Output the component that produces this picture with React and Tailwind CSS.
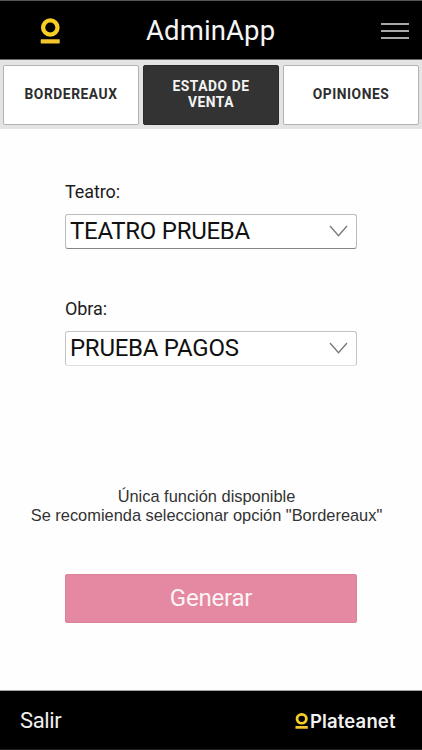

----

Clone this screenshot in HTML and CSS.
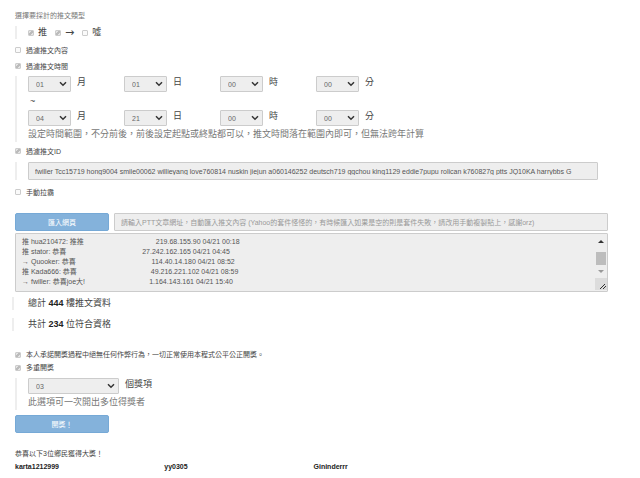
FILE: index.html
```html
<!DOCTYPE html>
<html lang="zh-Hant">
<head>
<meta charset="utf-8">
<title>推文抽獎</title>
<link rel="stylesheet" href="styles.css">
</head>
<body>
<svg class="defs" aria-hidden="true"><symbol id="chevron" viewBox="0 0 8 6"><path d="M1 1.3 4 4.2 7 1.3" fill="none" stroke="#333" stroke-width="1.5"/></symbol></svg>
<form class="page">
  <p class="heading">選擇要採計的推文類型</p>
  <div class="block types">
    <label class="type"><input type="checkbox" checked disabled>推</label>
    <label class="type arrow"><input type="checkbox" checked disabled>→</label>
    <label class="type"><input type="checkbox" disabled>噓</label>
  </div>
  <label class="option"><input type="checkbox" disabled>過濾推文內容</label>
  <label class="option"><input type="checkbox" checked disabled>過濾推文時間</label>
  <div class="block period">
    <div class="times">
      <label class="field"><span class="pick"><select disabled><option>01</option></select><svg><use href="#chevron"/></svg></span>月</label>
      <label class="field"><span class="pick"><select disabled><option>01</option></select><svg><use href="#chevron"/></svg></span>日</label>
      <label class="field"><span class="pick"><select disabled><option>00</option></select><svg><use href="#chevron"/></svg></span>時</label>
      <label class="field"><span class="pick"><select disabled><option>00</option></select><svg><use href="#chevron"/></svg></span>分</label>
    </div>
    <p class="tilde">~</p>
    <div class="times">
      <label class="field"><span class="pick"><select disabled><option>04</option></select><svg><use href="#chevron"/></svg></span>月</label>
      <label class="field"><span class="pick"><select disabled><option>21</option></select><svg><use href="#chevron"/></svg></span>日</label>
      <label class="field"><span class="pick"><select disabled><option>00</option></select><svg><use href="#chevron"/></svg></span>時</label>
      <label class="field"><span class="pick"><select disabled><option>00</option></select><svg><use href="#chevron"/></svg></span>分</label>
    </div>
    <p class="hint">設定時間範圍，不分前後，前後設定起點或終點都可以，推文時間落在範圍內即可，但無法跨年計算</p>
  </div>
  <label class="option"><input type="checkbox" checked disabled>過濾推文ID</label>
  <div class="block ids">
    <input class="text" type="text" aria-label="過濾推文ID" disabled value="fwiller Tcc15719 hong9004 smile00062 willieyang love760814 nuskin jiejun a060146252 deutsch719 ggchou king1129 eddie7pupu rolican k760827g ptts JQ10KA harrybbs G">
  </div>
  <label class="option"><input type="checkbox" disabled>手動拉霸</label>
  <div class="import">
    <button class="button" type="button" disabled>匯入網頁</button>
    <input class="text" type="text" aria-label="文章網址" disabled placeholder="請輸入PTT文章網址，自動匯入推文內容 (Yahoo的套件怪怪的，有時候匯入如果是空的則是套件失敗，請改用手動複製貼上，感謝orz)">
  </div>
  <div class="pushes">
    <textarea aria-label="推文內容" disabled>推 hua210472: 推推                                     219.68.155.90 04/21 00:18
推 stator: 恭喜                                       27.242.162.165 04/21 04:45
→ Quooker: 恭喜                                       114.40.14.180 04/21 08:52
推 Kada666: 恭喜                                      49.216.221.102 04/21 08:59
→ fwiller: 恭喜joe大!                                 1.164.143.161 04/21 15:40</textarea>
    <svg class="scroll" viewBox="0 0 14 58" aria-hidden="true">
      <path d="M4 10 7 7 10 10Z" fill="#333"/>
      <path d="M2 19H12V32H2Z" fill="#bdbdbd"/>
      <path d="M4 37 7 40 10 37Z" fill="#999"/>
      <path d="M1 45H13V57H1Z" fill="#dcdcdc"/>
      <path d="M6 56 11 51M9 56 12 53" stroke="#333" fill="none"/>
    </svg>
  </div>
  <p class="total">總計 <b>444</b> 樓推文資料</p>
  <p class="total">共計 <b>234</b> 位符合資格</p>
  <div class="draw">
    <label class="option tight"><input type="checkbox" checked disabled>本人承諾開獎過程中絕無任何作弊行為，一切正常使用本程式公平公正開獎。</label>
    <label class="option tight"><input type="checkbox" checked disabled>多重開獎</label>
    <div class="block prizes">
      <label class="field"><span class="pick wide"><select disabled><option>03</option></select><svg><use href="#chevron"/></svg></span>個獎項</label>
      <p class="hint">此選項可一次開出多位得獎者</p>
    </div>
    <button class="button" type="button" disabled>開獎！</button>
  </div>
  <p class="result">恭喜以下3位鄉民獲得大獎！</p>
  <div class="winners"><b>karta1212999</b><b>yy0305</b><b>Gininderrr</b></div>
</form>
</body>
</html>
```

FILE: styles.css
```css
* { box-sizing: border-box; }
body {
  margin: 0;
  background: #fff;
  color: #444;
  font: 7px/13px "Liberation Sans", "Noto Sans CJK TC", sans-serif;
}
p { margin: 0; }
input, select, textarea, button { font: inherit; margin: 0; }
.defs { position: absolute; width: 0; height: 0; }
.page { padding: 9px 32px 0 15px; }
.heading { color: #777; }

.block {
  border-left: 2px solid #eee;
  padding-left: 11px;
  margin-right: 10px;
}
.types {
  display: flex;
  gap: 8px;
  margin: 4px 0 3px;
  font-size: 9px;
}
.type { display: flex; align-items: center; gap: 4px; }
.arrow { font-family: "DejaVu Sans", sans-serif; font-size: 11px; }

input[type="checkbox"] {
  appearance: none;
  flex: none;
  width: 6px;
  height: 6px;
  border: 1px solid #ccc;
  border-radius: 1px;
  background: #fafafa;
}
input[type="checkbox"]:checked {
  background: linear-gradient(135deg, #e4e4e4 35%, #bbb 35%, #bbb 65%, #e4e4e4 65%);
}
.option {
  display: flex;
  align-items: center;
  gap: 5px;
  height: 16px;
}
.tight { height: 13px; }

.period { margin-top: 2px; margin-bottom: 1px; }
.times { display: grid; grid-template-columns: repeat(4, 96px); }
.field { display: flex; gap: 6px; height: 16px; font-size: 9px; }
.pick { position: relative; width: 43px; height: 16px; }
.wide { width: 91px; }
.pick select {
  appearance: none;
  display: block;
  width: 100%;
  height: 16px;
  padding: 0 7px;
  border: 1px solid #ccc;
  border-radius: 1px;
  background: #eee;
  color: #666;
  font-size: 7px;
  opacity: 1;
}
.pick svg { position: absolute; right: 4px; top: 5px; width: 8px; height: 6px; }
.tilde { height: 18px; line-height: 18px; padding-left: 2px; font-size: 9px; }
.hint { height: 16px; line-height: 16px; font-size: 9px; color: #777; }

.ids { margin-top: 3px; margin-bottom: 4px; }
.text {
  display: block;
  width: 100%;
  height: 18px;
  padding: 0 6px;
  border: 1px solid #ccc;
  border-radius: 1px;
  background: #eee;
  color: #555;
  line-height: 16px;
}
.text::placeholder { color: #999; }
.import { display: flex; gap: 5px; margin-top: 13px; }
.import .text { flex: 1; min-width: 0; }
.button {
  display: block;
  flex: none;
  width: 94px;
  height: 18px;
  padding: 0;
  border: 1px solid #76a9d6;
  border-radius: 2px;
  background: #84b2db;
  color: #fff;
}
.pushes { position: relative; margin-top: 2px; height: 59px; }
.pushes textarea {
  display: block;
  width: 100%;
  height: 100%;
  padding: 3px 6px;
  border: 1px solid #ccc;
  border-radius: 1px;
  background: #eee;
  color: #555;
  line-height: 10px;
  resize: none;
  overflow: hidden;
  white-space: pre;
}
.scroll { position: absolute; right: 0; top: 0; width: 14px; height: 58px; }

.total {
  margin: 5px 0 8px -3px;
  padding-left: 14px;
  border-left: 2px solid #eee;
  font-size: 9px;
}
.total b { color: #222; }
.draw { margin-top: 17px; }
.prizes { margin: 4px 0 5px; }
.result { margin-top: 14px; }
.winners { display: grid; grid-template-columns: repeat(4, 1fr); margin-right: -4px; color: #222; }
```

----

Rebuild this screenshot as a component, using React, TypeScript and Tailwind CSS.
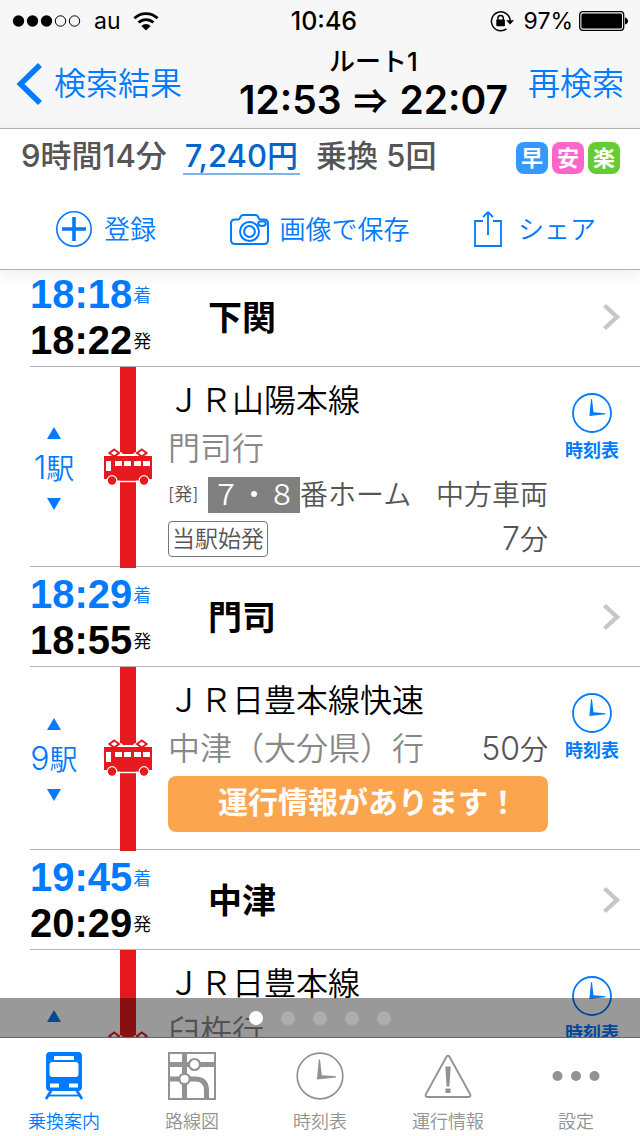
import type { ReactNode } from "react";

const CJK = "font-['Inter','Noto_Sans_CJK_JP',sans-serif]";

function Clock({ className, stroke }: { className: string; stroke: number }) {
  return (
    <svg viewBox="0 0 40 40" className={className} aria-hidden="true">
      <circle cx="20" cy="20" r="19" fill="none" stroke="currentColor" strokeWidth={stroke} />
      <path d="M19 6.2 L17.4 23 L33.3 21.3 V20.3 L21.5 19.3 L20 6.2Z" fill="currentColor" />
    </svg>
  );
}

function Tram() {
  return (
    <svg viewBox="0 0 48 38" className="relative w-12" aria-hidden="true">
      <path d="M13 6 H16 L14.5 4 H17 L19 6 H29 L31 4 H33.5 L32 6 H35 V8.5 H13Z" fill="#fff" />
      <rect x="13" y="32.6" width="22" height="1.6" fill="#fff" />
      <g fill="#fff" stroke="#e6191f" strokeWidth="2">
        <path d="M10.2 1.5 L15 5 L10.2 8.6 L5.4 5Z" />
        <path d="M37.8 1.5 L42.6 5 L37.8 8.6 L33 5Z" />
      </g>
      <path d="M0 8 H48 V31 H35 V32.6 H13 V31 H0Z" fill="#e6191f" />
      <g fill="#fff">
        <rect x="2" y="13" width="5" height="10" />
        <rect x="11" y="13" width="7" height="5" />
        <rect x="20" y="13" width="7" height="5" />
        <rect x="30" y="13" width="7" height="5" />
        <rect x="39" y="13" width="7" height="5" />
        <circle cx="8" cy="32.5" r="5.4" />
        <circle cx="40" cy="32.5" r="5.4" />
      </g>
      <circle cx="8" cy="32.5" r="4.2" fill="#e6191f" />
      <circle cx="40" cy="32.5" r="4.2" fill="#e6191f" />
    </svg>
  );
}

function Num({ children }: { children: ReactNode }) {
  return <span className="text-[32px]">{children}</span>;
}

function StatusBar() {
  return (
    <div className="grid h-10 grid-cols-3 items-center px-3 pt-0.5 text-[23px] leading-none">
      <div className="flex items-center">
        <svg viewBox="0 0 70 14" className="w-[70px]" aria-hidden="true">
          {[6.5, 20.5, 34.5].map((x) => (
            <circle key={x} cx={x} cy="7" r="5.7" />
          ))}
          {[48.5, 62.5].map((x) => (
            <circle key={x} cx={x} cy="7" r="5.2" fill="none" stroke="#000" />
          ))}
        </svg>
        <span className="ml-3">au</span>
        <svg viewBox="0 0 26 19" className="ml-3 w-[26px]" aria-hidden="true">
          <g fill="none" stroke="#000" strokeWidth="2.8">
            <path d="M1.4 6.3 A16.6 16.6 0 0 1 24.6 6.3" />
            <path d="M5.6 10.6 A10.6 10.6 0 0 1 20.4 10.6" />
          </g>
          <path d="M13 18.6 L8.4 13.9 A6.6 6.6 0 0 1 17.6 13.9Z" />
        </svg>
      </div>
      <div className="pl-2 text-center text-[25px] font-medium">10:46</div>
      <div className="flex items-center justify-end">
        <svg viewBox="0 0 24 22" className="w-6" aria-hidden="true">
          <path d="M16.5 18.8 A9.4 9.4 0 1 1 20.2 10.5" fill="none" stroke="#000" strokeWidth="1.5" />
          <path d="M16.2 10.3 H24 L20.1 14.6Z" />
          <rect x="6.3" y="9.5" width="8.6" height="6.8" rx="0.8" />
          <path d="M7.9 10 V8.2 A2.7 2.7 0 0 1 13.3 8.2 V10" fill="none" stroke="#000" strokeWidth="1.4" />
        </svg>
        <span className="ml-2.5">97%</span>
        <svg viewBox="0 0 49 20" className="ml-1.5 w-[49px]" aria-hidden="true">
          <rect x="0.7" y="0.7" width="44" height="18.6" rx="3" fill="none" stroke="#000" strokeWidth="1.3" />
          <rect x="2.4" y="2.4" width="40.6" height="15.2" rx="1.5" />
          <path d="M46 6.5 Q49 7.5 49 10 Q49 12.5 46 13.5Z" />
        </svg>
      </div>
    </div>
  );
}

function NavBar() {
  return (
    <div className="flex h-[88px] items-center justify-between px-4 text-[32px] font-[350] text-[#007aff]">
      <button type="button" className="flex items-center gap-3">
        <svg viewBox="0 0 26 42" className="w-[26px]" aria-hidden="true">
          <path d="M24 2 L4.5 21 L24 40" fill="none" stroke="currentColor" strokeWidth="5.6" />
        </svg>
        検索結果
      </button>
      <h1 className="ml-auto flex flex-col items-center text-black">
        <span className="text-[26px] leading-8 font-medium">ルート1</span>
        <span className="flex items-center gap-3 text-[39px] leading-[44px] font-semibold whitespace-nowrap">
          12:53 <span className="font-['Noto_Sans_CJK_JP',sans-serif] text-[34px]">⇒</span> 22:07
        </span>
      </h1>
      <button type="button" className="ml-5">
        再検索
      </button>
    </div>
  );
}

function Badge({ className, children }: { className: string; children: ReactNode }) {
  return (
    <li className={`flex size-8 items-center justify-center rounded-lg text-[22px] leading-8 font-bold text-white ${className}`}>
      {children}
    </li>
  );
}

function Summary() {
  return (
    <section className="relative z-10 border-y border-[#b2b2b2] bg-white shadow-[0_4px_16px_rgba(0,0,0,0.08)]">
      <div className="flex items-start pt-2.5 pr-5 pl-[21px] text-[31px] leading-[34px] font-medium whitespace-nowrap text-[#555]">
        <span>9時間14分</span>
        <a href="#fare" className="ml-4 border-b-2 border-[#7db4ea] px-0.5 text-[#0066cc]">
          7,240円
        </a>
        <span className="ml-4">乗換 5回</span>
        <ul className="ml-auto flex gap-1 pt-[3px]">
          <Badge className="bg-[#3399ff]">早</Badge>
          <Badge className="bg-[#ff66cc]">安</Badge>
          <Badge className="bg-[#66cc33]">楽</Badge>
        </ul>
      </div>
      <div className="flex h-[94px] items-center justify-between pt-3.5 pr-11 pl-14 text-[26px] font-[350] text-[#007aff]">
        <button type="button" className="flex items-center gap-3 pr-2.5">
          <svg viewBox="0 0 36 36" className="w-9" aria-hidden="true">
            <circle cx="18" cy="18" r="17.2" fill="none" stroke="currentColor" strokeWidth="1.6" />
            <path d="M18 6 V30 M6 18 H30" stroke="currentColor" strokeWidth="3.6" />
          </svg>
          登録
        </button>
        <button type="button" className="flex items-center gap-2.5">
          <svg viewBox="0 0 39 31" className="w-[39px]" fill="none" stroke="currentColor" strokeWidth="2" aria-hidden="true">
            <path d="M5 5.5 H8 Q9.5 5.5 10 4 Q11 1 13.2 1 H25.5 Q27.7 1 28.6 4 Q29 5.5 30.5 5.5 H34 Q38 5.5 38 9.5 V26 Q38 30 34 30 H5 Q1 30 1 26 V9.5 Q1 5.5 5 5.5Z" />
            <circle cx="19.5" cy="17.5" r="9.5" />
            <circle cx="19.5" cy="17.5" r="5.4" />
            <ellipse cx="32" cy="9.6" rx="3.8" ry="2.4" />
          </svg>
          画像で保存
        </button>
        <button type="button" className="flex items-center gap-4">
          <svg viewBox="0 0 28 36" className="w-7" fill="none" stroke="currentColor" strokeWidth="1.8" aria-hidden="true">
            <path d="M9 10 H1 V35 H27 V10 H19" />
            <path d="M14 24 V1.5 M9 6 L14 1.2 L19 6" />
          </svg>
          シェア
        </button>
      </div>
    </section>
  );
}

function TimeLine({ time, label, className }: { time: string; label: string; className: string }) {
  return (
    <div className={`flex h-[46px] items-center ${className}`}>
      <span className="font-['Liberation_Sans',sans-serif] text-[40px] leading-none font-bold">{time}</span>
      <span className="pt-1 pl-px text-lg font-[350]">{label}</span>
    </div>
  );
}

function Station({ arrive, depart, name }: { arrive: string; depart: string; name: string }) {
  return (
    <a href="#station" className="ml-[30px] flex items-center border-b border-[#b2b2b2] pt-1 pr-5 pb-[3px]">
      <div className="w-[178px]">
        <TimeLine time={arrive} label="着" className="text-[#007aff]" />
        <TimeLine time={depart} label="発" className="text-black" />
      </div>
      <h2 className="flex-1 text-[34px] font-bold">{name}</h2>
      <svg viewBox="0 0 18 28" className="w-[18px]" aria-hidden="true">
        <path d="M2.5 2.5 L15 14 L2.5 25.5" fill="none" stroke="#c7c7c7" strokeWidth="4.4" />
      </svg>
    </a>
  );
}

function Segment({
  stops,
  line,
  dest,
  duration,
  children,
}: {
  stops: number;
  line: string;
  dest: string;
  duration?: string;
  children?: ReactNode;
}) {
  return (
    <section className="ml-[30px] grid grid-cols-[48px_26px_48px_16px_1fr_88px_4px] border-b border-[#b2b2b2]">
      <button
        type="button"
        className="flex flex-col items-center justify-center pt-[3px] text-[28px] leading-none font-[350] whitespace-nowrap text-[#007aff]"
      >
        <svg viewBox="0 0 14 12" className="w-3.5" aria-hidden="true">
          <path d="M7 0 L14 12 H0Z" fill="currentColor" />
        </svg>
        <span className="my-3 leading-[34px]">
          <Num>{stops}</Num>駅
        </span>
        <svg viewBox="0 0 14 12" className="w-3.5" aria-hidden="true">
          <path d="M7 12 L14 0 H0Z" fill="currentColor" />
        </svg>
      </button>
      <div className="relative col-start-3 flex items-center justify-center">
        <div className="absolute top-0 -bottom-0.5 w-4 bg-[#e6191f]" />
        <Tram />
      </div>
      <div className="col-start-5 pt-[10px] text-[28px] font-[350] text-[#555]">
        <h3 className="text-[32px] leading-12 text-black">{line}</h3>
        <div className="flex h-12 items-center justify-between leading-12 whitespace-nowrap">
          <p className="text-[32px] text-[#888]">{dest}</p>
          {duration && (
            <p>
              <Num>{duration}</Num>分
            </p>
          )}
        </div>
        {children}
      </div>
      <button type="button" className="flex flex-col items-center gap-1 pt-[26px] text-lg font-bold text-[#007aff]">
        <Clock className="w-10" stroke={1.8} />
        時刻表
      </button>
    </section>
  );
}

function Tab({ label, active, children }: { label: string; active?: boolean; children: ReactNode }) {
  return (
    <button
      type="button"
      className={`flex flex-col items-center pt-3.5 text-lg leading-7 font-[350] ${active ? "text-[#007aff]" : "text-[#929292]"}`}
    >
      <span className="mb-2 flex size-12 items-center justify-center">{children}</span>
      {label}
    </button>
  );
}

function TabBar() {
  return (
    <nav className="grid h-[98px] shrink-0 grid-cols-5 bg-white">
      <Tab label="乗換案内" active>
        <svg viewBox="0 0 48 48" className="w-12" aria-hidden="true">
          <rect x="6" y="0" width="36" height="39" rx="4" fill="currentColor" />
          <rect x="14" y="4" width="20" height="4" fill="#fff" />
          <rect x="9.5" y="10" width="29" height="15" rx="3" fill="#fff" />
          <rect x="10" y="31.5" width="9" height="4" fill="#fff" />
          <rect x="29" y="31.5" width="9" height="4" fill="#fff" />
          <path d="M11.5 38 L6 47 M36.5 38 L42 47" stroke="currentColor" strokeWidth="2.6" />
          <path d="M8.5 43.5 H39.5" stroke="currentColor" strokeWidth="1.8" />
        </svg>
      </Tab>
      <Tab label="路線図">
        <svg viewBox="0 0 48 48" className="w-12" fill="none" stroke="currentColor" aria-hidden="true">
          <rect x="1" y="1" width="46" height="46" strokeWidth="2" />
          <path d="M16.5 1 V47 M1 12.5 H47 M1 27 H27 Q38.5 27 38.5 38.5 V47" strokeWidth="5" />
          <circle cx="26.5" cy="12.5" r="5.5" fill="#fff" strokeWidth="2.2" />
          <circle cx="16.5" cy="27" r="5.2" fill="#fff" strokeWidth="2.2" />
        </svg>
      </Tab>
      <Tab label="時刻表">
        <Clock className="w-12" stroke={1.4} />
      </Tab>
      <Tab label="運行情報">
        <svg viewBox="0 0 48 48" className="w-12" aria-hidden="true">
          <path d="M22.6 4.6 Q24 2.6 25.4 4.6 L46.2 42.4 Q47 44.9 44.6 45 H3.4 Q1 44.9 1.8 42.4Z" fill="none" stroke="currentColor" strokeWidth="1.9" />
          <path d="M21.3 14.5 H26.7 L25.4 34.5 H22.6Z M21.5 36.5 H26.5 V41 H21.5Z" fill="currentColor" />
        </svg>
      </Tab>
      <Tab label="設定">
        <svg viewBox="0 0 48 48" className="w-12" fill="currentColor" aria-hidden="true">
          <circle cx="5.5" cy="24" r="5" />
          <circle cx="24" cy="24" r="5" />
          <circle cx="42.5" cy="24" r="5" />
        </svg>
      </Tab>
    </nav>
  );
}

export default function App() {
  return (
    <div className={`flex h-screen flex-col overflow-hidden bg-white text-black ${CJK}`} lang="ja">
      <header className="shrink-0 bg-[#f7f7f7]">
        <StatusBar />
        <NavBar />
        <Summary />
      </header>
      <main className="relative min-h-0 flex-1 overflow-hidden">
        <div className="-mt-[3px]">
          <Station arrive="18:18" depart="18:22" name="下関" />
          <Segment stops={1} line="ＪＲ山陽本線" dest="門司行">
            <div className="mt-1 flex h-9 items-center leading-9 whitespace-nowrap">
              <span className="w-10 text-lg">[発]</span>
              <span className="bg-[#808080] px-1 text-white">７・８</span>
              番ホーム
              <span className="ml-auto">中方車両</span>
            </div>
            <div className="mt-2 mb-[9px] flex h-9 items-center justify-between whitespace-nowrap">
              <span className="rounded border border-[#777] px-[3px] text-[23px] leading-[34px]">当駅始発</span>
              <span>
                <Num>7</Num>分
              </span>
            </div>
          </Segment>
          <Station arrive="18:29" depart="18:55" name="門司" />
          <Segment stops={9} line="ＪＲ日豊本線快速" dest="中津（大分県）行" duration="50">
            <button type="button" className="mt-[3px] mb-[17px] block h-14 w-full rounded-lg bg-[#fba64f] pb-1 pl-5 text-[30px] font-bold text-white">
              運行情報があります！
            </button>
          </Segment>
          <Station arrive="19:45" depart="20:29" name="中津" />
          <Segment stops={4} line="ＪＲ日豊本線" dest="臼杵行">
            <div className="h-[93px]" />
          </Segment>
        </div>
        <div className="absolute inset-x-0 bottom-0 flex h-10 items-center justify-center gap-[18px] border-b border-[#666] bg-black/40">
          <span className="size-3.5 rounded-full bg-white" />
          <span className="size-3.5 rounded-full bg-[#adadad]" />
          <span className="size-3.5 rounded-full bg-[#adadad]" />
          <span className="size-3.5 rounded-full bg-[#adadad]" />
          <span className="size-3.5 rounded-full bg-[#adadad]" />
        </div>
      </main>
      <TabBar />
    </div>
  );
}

----

Count how many lines of the listing above include "screenshot" and report that number alone.

Output of the exercise — 2